MATERIAL PROVIDED:

※ ※ ※

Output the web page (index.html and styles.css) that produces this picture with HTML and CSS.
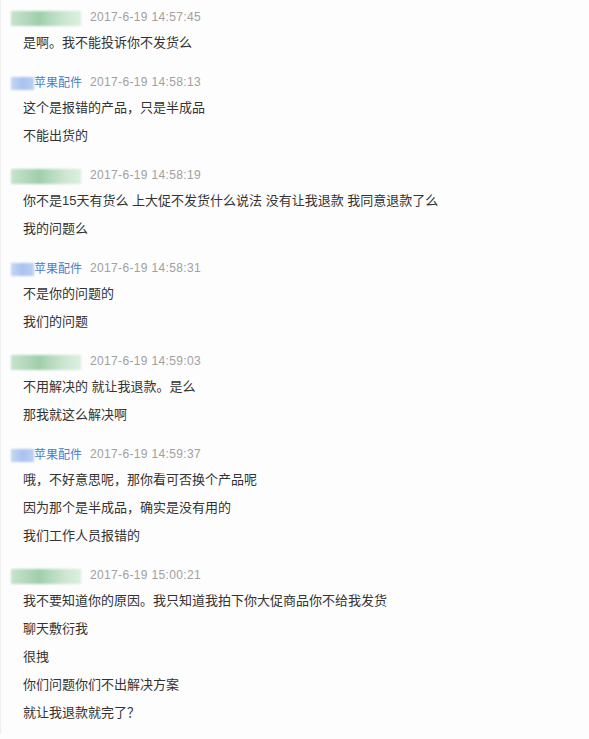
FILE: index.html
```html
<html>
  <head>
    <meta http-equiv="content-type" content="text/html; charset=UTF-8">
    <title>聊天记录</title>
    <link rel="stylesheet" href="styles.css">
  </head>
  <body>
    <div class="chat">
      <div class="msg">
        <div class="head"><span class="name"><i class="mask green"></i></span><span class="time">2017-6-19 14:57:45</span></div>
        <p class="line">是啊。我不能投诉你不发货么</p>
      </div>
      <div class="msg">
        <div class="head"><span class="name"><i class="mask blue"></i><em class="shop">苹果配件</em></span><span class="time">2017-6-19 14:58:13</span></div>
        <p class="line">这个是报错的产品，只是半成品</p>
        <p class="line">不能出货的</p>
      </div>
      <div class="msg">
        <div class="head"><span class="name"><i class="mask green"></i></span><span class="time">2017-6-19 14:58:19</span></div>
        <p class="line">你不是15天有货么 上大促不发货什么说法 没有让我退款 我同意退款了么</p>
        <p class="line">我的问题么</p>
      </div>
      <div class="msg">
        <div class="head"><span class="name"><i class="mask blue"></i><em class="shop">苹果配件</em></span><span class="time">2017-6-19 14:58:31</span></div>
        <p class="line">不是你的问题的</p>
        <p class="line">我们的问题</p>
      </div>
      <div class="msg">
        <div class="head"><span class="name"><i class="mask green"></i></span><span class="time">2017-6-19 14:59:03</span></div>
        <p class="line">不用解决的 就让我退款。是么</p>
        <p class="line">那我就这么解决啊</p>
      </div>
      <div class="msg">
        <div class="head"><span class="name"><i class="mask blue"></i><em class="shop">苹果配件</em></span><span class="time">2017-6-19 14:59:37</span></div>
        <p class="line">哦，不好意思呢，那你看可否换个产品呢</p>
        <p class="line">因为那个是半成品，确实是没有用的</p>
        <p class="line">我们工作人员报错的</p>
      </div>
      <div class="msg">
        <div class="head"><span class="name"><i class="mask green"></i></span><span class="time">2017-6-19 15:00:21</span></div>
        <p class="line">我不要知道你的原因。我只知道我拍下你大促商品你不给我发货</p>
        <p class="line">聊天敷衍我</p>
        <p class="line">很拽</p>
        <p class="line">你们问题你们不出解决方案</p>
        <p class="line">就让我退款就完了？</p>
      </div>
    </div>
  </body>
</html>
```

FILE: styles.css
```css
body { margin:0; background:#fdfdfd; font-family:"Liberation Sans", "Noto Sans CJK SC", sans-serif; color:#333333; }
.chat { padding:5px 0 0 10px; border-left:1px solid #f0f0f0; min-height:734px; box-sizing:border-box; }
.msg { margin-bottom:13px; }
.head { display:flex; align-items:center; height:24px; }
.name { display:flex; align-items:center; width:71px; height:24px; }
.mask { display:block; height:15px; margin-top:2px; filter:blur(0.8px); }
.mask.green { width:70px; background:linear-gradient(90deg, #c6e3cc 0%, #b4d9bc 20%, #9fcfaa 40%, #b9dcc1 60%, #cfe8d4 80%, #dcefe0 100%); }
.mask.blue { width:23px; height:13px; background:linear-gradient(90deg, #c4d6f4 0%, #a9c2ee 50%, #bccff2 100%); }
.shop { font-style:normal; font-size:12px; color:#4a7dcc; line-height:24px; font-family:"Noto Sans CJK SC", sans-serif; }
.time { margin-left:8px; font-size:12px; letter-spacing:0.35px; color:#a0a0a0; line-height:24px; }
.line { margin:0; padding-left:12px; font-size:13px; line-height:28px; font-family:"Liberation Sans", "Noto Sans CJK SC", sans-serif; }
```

※ ※ ※

TASK DESCRIPTION: From the listing above, return each line with the word "index".

IN RESPONSE:
Output the web page (index.html and styles.css) that produces this picture with HTML and CSS.
FILE: index.html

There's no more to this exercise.